SOURCE DATA —

────────────────

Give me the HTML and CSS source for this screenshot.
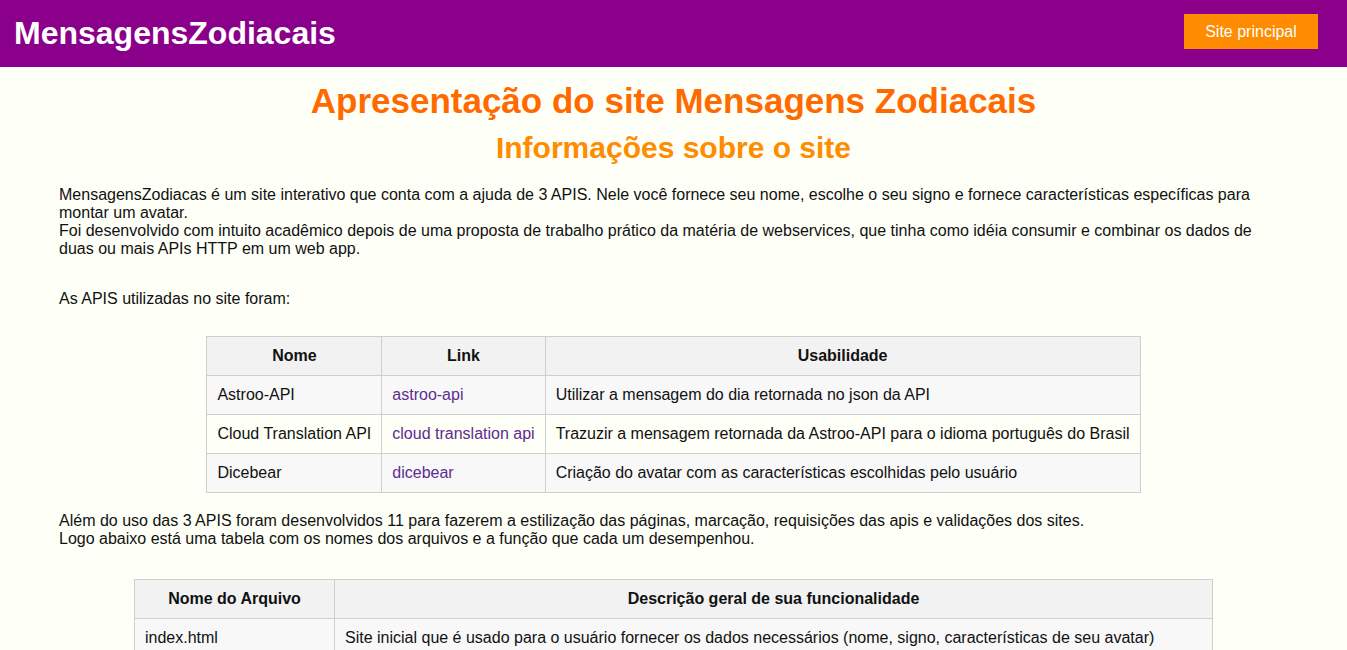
FILE: index.html
```html
<!DOCTYPE html>
<html lang="pt-BR">
<head>
<meta charset="utf-8">
<title>MensagensZodiacais</title>
<link rel="stylesheet" href="styles.css">
</head>
<body>
<header class="topbar">
  <div class="brand">MensagensZodiacais</div>
  <a class="btn" href="#">Site principal</a>
</header>
<main class="content">
  <h1 class="title">Apresentação do site Mensagens Zodiacais</h1>
  <h2 class="subtitle">Informações sobre o site</h2>
  <p class="text intro">MensagensZodiacas é um site interativo que conta com a ajuda de 3 APIS. Nele você fornece seu nome, escolhe o seu signo e fornece características específicas para montar um avatar.<br>Foi desenvolvido com intuito acadêmico depois de uma proposta de trabalho prático da matéria de webservices, que tinha como idéia consumir e combinar os dados de duas ou mais APIs HTTP em um web app.</p>
  <p class="text lead">As APIS utilizadas no site foram:</p>
  <table class="grid apis">
    <thead>
      <tr><th>Nome</th><th>Link</th><th>Usabilidade</th></tr>
    </thead>
    <tbody>
      <tr><td>Astroo-API</td><td><a class="lnk" href="#">astroo-api</a></td><td>Utilizar a mensagem do dia retornada no json da API</td></tr>
      <tr><td>Cloud Translation API</td><td><a class="lnk" href="#">cloud translation api</a></td><td>Trazuzir a mensagem retornada da Astroo-API para o idioma português do Brasil</td></tr>
      <tr><td>Dicebear</td><td><a class="lnk" href="#">dicebear</a></td><td>Criação do avatar com as características escolhidas pelo usuário</td></tr>
    </tbody>
  </table>
  <p class="text after">Além do uso das 3 APIS foram desenvolvidos 11 para fazerem a estilização das páginas, marcação, requisições das apis e validações dos sites.<br>Logo abaixo está uma tabela com os nomes dos arquivos e a função que cada um desempenhou.</p>
  <table class="grid files">
    <thead>
      <tr><th class="c1">Nome do Arquivo</th><th>Descrição geral de sua funcionalidade</th></tr>
    </thead>
    <tbody>
      <tr><td>index.html</td><td>Site inicial que é usado para o usuário fornecer os dados necessários (nome, signo, características de seu avatar)</td></tr>
    </tbody>
  </table>
</main>
</body>
</html>
```
FILE: styles.css
```css
html, body {
  margin: 0;
  padding: 0;
}
body {
  background: #fefff7;
  font-family: "Liberation Sans", Arial, sans-serif;
  color: #111;
}
.topbar {
  background: #8b008b;
  height: 67px;
  display: flex;
  align-items: center;
  justify-content: space-between;
  padding: 0 29px 0 14px;
}
.brand {
  color: #fff;
  font-weight: bold;
  font-size: 32px;
}
.btn {
  background: #ff8c00;
  color: #fff;
  text-decoration: none;
  font-size: 16px;
  width: 134px;
  height: 35px;
  display: flex;
  align-items: center;
  justify-content: center;
  margin-top: -4px;
}
.content {
  padding: 0 59px;
}
.title {
  color: #ff6a00;
  text-align: center;
  font-size: 35px;
  margin: 14px 0 0;
  line-height: 40px;
}
.subtitle {
  color: #ff8c00;
  text-align: center;
  font-size: 30px;
  margin: 9px 0 0;
  line-height: 36px;
}
.text {
  font-size: 16px;
  line-height: 18px;
  margin: 0;
}
.intro {
  margin-top: 20px;
}
.lead {
  margin-top: 32px;
}
.grid {
  border-collapse: collapse;
  margin: 0 auto;
  font-size: 16px;
}
.grid th, .grid td {
  border: 1px solid #cfcfcf;
  padding: 10px 10px;
  line-height: 18px;
}
.grid th {
  background: #f2f2f2;
  font-weight: bold;
  text-align: center;
}
.grid td {
  text-align: left;
}
.grid tbody tr:nth-child(odd) td {
  background: #f8f8f8;
}
.grid tbody tr:nth-child(even) td {
  background: #fefff7;
}
.apis {
  margin-top: 28px;
}
.lnk {
  color: #5d2d91;
  text-decoration: none;
}
.after {
  margin-top: 19px;
}
.files {
  margin-top: 31px;
  width: 1079px;
}
.files .c1 {
  width: 179px;
}
```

────────────────

EXERCISE TASK — Leave the pictures out and output the rest of the listing exactly.

SOLUTION —
Give me the HTML and CSS source for this screenshot.
FILE: index.html
```html
<!DOCTYPE html>
<html lang="pt-BR">
<head>
<meta charset="utf-8">
<title>MensagensZodiacais</title>
<link rel="stylesheet" href="styles.css">
</head>
<body>
<header class="topbar">
  <div class="brand">MensagensZodiacais</div>
  <a class="btn" href="#">Site principal</a>
</header>
<main class="content">
  <h1 class="title">Apresentação do site Mensagens Zodiacais</h1>
  <h2 class="subtitle">Informações sobre o site</h2>
  <p class="text intro">MensagensZodiacas é um site interativo que conta com a ajuda de 3 APIS. Nele você fornece seu nome, escolhe o seu signo e fornece características específicas para montar um avatar.<br>Foi desenvolvido com intuito acadêmico depois de uma proposta de trabalho prático da matéria de webservices, que tinha como idéia consumir e combinar os dados de duas ou mais APIs HTTP em um web app.</p>
  <p class="text lead">As APIS utilizadas no site foram:</p>
  <table class="grid apis">
    <thead>
      <tr><th>Nome</th><th>Link</th><th>Usabilidade</th></tr>
    </thead>
    <tbody>
      <tr><td>Astroo-API</td><td><a class="lnk" href="#">astroo-api</a></td><td>Utilizar a mensagem do dia retornada no json da API</td></tr>
      <tr><td>Cloud Translation API</td><td><a class="lnk" href="#">cloud translation api</a></td><td>Trazuzir a mensagem retornada da Astroo-API para o idioma português do Brasil</td></tr>
      <tr><td>Dicebear</td><td><a class="lnk" href="#">dicebear</a></td><td>Criação do avatar com as características escolhidas pelo usuário</td></tr>
    </tbody>
  </table>
  <p class="text after">Além do uso das 3 APIS foram desenvolvidos 11 para fazerem a estilização das páginas, marcação, requisições das apis e validações dos sites.<br>Logo abaixo está uma tabela com os nomes dos arquivos e a função que cada um desempenhou.</p>
  <table class="grid files">
    <thead>
      <tr><th class="c1">Nome do Arquivo</th><th>Descrição geral de sua funcionalidade</th></tr>
    </thead>
    <tbody>
      <tr><td>index.html</td><td>Site inicial que é usado para o usuário fornecer os dados necessários (nome, signo, características de seu avatar)</td></tr>
    </tbody>
  </table>
</main>
</body>
</html>
```
FILE: styles.css
```css
html, body {
  margin: 0;
  padding: 0;
}
body {
  background: #fefff7;
  font-family: "Liberation Sans", Arial, sans-serif;
  color: #111;
}
.topbar {
  background: #8b008b;
  height: 67px;
  display: flex;
  align-items: center;
  justify-content: space-between;
  padding: 0 29px 0 14px;
}
.brand {
  color: #fff;
  font-weight: bold;
  font-size: 32px;
}
.btn {
  background: #ff8c00;
  color: #fff;
  text-decoration: none;
  font-size: 16px;
  width: 134px;
  height: 35px;
  display: flex;
  align-items: center;
  justify-content: center;
  margin-top: -4px;
}
.content {
  padding: 0 59px;
}
.title {
  color: #ff6a00;
  text-align: center;
  font-size: 35px;
  margin: 14px 0 0;
  line-height: 40px;
}
.subtitle {
  color: #ff8c00;
  text-align: center;
  font-size: 30px;
  margin: 9px 0 0;
  line-height: 36px;
}
.text {
  font-size: 16px;
  line-height: 18px;
  margin: 0;
}
.intro {
  margin-top: 20px;
}
.lead {
  margin-top: 32px;
}
.grid {
  border-collapse: collapse;
  margin: 0 auto;
  font-size: 16px;
}
.grid th, .grid td {
  border: 1px solid #cfcfcf;
  padding: 10px 10px;
  line-height: 18px;
}
.grid th {
  background: #f2f2f2;
  font-weight: bold;
  text-align: center;
}
.grid td {
  text-align: left;
}
.grid tbody tr:nth-child(odd) td {
  background: #f8f8f8;
}
.grid tbody tr:nth-child(even) td {
  background: #fefff7;
}
.apis {
  margin-top: 28px;
}
.lnk {
  color: #5d2d91;
  text-decoration: none;
}
.after {
  margin-top: 19px;
}
.files {
  margin-top: 31px;
  width: 1079px;
}
.files .c1 {
  width: 179px;
}
```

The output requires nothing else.